Mozart Festivals

THOSE music-lovers who fidget through the overture and cannot wait for the curtain to go up on the “real” performance have cause to rejoice over the coming musical season in Europe. The score or two of concerts that have already been held there in honor of Mozart’s bicentennial are clearly only a prelude to the great flood of music that is to be poured out in homage to him this summer. To celebrate the memory of the most European composer who ever lived — his music, a perfect blend of Nordic and Latin influences, is as cosmopolitan as the life he led in a dozen different eities — virtually every orchestra from Oslo to Istanbul has been busy this spring tuning up its instruments. The result bids fair to be the greatest harvest of Mozart music that Europe has reaped in the two hundred years since the composer’s birth.

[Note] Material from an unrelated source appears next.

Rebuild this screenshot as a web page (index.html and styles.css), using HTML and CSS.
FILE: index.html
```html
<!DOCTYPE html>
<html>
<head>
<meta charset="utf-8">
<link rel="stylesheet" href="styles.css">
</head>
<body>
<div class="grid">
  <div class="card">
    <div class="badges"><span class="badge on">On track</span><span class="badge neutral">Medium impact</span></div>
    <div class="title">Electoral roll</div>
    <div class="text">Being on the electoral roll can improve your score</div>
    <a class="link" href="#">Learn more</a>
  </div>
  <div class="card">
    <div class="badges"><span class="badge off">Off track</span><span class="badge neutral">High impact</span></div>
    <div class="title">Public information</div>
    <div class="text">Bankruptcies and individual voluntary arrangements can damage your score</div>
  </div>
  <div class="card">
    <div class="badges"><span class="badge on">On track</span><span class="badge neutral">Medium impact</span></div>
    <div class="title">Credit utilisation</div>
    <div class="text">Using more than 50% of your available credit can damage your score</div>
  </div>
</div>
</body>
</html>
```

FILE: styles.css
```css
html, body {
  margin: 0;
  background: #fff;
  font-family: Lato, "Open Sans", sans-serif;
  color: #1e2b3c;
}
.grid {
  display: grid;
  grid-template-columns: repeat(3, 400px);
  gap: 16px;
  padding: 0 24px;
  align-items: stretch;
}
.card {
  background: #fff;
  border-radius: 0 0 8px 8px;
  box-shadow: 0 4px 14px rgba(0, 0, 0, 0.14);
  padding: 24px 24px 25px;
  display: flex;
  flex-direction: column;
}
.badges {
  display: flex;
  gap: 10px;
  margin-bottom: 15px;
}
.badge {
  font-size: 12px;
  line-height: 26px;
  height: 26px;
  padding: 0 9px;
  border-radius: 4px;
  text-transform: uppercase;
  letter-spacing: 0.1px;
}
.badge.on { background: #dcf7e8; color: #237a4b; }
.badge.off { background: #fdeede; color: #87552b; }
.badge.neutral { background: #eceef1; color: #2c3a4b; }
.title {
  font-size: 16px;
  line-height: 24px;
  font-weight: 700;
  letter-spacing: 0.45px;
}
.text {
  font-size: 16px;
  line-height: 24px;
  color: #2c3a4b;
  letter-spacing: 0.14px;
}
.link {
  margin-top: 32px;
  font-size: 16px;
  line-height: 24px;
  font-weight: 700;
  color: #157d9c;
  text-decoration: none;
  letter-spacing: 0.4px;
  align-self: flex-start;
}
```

This may pose a problem for people who don’t happen to appreciate Mozart. They can solve it either by going to South America or, less cravenly, by going in August to the Bayreuth Festival, where thick Wagnerian incense will still be burned before the altar of Siegfried. It is only fair to add that they can also get a good earful of bel canto by going down to Italy, which remains faithful to Puccini and Verdi; and they can have their pulses quickened with invigorating shots of Granados and Albéniz in Spain. But everywhere else the world of music will be invaded as never before by Mozartian arias and minuets.
Austria
The most important festivals in this Mozart Year will be held, naturally enough, in Austria, which has an uncontested right to lead the international recognition accorded to the greatest of her musical sons. The opening comes in Vienna in June, with an International Mozart Festival scheduled to last three weeks (June 224). It will include thirteen performances of Mozart operas by the Vienna State Opera and a whole series of concerts to be given by the Amsterdam Concertgebouw and the Prague, Berlin, and Vienna Philharmonic Orchestras. Among the conductors invited are Bruno Walter, Josef Krips, and Herbert von Karajan.

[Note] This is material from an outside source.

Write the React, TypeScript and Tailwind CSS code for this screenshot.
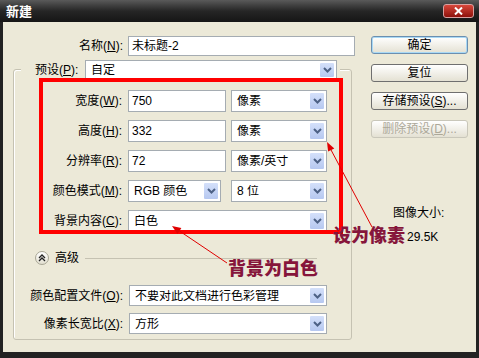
import React from 'react';

// XP-style combo arrow
const Chevron = () => (
  <svg width="9" height="6" viewBox="0 0 9 6">
    <path d="M1 1l3.5 3.5L8 1" stroke="#4D6185" strokeWidth="2" fill="none" />
  </svg>
);

function Label({ text, k, className }: { text: string; k: string; className: string }) {
  return (
    <span className={`shrink-0 text-right ${className}`}>
      {text}(<u>{k}</u>):
    </span>
  );
}

function Field({ value, className }: { value: string; className: string }) {
  return (
    <div className={`flex h-full items-center border border-[#A5ACB2] bg-white pl-[3px] ${className}`}>
      {value}
    </div>
  );
}

function Select({ value, className }: { value: string; className: string }) {
  return (
    <div className={`flex h-full items-center border border-[#A5ACB2] bg-white ${className}`}>
      <span className="flex-1 pl-[5px] whitespace-nowrap overflow-hidden">{value}</span>
      <div className="mr-px flex h-[calc(100%-2px)] w-[16px] items-center justify-center rounded-[2px] border border-white bg-gradient-to-b from-[#D4E0FA] to-[#B6C8F0]">
        <Chevron />
      </div>
    </div>
  );
}

function Button({ children, kind = 'normal' }: { children: React.ReactNode; kind?: 'normal' | 'default' | 'disabled' }) {
  const look =
    kind === 'default'
      ? 'border-[#6B8FB0] shadow-[inset_0_0_0_1px_#A9D9F5] text-black'
      : kind === 'disabled'
        ? 'border-[#C9C7BA] text-[#ACA899]'
        : 'border-[#6F6F6F] text-black';
  return (
    <div
      className={`flex h-[18px] w-[97px] items-center justify-center rounded-[3px] border bg-gradient-to-b from-white to-[#E4E1D3] ${look}`}
    >
      {children}
    </div>
  );
}

export default function App() {
  return (
    <div className="relative flex h-[358px] w-[479px] flex-col overflow-hidden bg-[#222222] text-[12px] leading-none text-black font-['Liberation_Sans','Noto_Sans_CJK_SC',sans-serif]">
      {/* Title bar */}
      <div className="flex h-[22px] shrink-0 items-center justify-between bg-gradient-to-b from-[#5A5A5A] via-[#262626] to-[#151515] pl-[6px] pr-[5px]">
        <span className="text-[13px] font-bold text-white">新建</span>
        <div className="flex h-[14px] w-[31px] items-center justify-center rounded-[3px] border border-[#D8A0A0] bg-gradient-to-b from-[#D8463A] to-[#8E0F0A]">
          <svg width="9" height="8" viewBox="0 0 9 8">
            <path d="M1 0.5l7 7M8 0.5l-7 7" stroke="white" strokeWidth="2" />
          </svg>
        </div>
      </div>

      {/* Body */}
      <div className="mx-[3px] mb-[6px] flex flex-1 bg-[#ECE9D8]">
        {/* Left column */}
        <div className="w-[358px] shrink-0 pl-[10px] pt-[14px]">
          <div className="flex h-[20px] items-center">
            <Label text="名称" k="N" className="w-[110px]" />
            <Field value="未标题-2" className="ml-[5px] w-[227px]" />
          </div>

          {/* Group box */}
          <div className="mt-[13px] h-[271px] w-[339px] rounded-[3px] border border-[#C5C2B2] shadow-[inset_1px_1px_0_#fff]">
            {/* Preset row sits on the frame line */}
            <div className="-mt-[10px] ml-[7px] flex h-[20px] w-[319px] items-center bg-[#ECE9D8]">
              <span className="w-[64px] shrink-0 pl-[14px]">
                预设(<u>P</u>):
              </span>
              <Select value="自定" className="w-[252px]" />
            </div>

            {/* Highlighted area */}
            <div className="relative -mt-[2px] ml-[25px] h-[156px] w-[304px] pt-[12px]">
              <div className="flex flex-col gap-[8px]">
                <div className="flex h-[22px] items-center">
                  <Label text="宽度" k="W" className="w-[83px]" />
                  <Field value="750" className="ml-[6px] w-[98px]" />
                  <Select value="像素" className="ml-[5px] w-[96px]" />
                </div>
                <div className="flex h-[22px] items-center">
                  <Label text="高度" k="H" className="w-[83px]" />
                  <Field value="332" className="ml-[6px] w-[98px]" />
                  <Select value="像素" className="ml-[5px] w-[96px]" />
                </div>
                <div className="flex h-[22px] items-center">
                  <Label text="分辨率" k="R" className="w-[83px]" />
                  <Field value="72" className="ml-[6px] w-[98px]" />
                  <Select value="像素/英寸" className="ml-[5px] w-[96px]" />
                </div>
                <div className="flex h-[22px] items-center">
                  <Label text="颜色模式" k="M" className="w-[83px]" />
                  <Select value="RGB 颜色" className="ml-[6px] w-[93px]" />
                  <Select value="8 位" className="ml-[10px] w-[96px]" />
                </div>
                <div className="flex h-[22px] items-center">
                  <Label text="背景内容" k="C" className="w-[83px]" />
                  <Select value="白色" className="ml-[6px] w-[199px]" />
                </div>
              </div>
              <div className="pointer-events-none absolute inset-0 border-4 border-[#FF0000]" />
            </div>

            {/* Advanced */}
            <div className="mt-[17px] flex h-[14px] items-center">
              <div className="ml-[21px] flex h-[14px] w-[14px] items-center justify-center rounded-full border border-[#A8A695] bg-gradient-to-b from-white to-[#E2DFD0]">
                <svg width="8" height="8" viewBox="0 0 8 8">
                  <path d="M1 4l3-3 3 3M1 7l3-3 3 3" stroke="#222" strokeWidth="1.3" fill="none" />
                </svg>
              </div>
              <span className="ml-[6px]">高级</span>
              <div className="ml-[6px] h-px w-[232px] bg-[#C5C2B2]" />
            </div>

            <div className="mt-[20px] flex h-[21px] items-center">
              <Label text="颜色配置文件" k="O" className="w-[109px]" />
              <Select value="不要对此文档进行色彩管理" className="ml-[6px] w-[198px]" />
            </div>
            <div className="mt-[7px] flex h-[21px] items-center">
              <Label text="像素长宽比" k="X" className="w-[109px]" />
              <Select value="方形" className="ml-[6px] w-[198px]" />
            </div>
          </div>
        </div>

        {/* Right column */}
        <div className="ml-[10px] flex flex-col pt-[14px]">
          <Button kind="default">确定</Button>
          <div className="mt-[10px]">
            <Button>复位</Button>
          </div>
          <div className="mt-[10px]">
            <Button>
              存储预设(<u>S</u>)...
            </Button>
          </div>
          <div className="mt-[10px]">
            <Button kind="disabled">
              删除预设(<u>D</u>)...
            </Button>
          </div>
          <span className="ml-[22px] mt-[69px]">图像大小:</span>
          <span className="ml-[36px] mt-[12px]">29.5K</span>
        </div>
      </div>

      {/* Red annotations drawn over the dialog */}
      <svg className="pointer-events-none absolute inset-0" width="479" height="358">
        <line x1="372" y1="227" x2="330" y2="148" stroke="#E00000" strokeWidth="1" />
        <polygon points="327,142 334.3,148.4 328.1,151.6" fill="#E00000" />
        <line x1="227" y1="263" x2="178" y2="230" stroke="#E00000" strokeWidth="1" />
        <polygon points="172,226 181.4,228.1 177.5,233.9" fill="#E00000" />
      </svg>
      <span className="absolute left-[333px] top-[227px] text-[18px] font-black leading-[18px] text-[#86153B]">
        设为像素
      </span>
      <span className="absolute left-[228px] top-[260px] text-[18px] font-black leading-[18px] text-[#86153B]">
        背景为白色
      </span>
    </div>
  );
}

Coinciding with the opening of the Vienna festival, an International Mozart Congress is to be held at the Vienna Academy of Sciences from June 3 to June 9 for all professional Mozart-lovers. It will be presided over by the Austrian musicologist, Erich Schenk, who has greeted this bicentennial year in his own fashion by publishing a new definitive biography of the composer. And to keep the spirit of Mozart alive in the city of Johann Strauss, a number of outdoor evening concerts will be given through July and August in the stately courtyard of the Vienna Town Hall.
Impressive as this effort is likely to be, it seems certain to be surpassed by the baroque splurge which Salzburg is planning this summer, to honor the infant prodigy who was born there in 1756. The normal festival length is being increased this year from five to six weeks, so that it will start in mid-July rather than at the end of the month. All six of Mozart’s great operas (The Magic Flute, Così fan Tutte, Don Giovanni, The Marriage of Figaro, Idomeneo, and The Abduction from the Seraglio) will be presented, to the exclusion of all other operas. They will be performed in the Festival Hall and the arcaded Felsenreitschule, though plans are being made to stage Don Giovanni out-of-doors in the noble Residenz square, where the traditional Salzburg morality play, Jedermann (Everyman), will continue to be shown.

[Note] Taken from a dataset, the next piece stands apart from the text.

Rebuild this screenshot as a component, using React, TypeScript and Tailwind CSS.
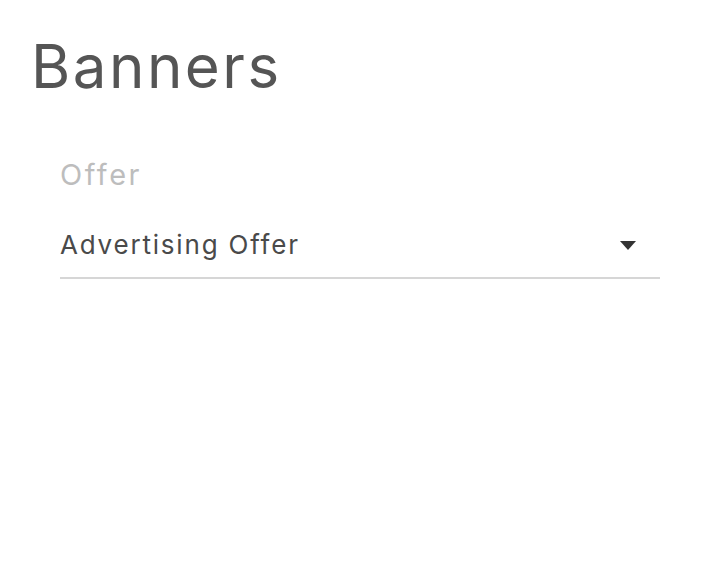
import React from "react";

export default function App() {
  return (
    <div className="min-h-[567px] w-[720px] bg-white" style={{ fontFamily: "Inter, 'Open Sans', sans-serif" }}>
      <div className="pl-[31px] pt-[30px]">
        <h1 className="text-[60px] leading-[72px] font-normal text-[#555555] tracking-[2.5px]">Banners</h1>
      </div>
      <div className="ml-[60px] mt-[56px] w-[600px]">
        <div className="text-[29px] leading-[34px] text-[#bdbdbd] tracking-[2.5px]">Offer</div>
        <div className="mt-[37px] flex items-center justify-between border-b-2 border-[#d6d6d6] pb-[16px]">
          <span className="text-[26px] leading-[32px] text-[#4a4a4a] tracking-[1.8px]">Advertising Offer</span>
          <svg width="16" height="9" viewBox="0 0 16 9" className="mr-[24px]">
            <path d="M0 0 L16 0 L8 9 Z" fill="#333333" />
          </svg>
        </div>
      </div>
    </div>
  );
}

Here, as in Vienna, an important conference of Mozart experts is scheduled to take place in August, under the auspices of the Central Institute for Mozart Research. While this is certain to attract the connoisseurs, the amateurs will be able to entertain themselves by going to see Salzburg’s unique Marionette Theater, which recently toured the United States. This summer its repertory is to be given over almost entirely to Mozart from July through to September. In addition to a miniature presentation of The Magic Flute, it will offer marionette performances (with music) of Several youthful operettas that few Mozart-lovers have ever heard — Apollo and Hyacinth (composed when Mozart was eleven) and Bastien and Bastienne (composed when he was twelve), along with a humorous piece of operatic vaudeville called Der Schauspieldirektor (The Stage Manager) which Mozart composed in later life, and which depicts a vocal duel fought out between two rebellious prime donne and their manager.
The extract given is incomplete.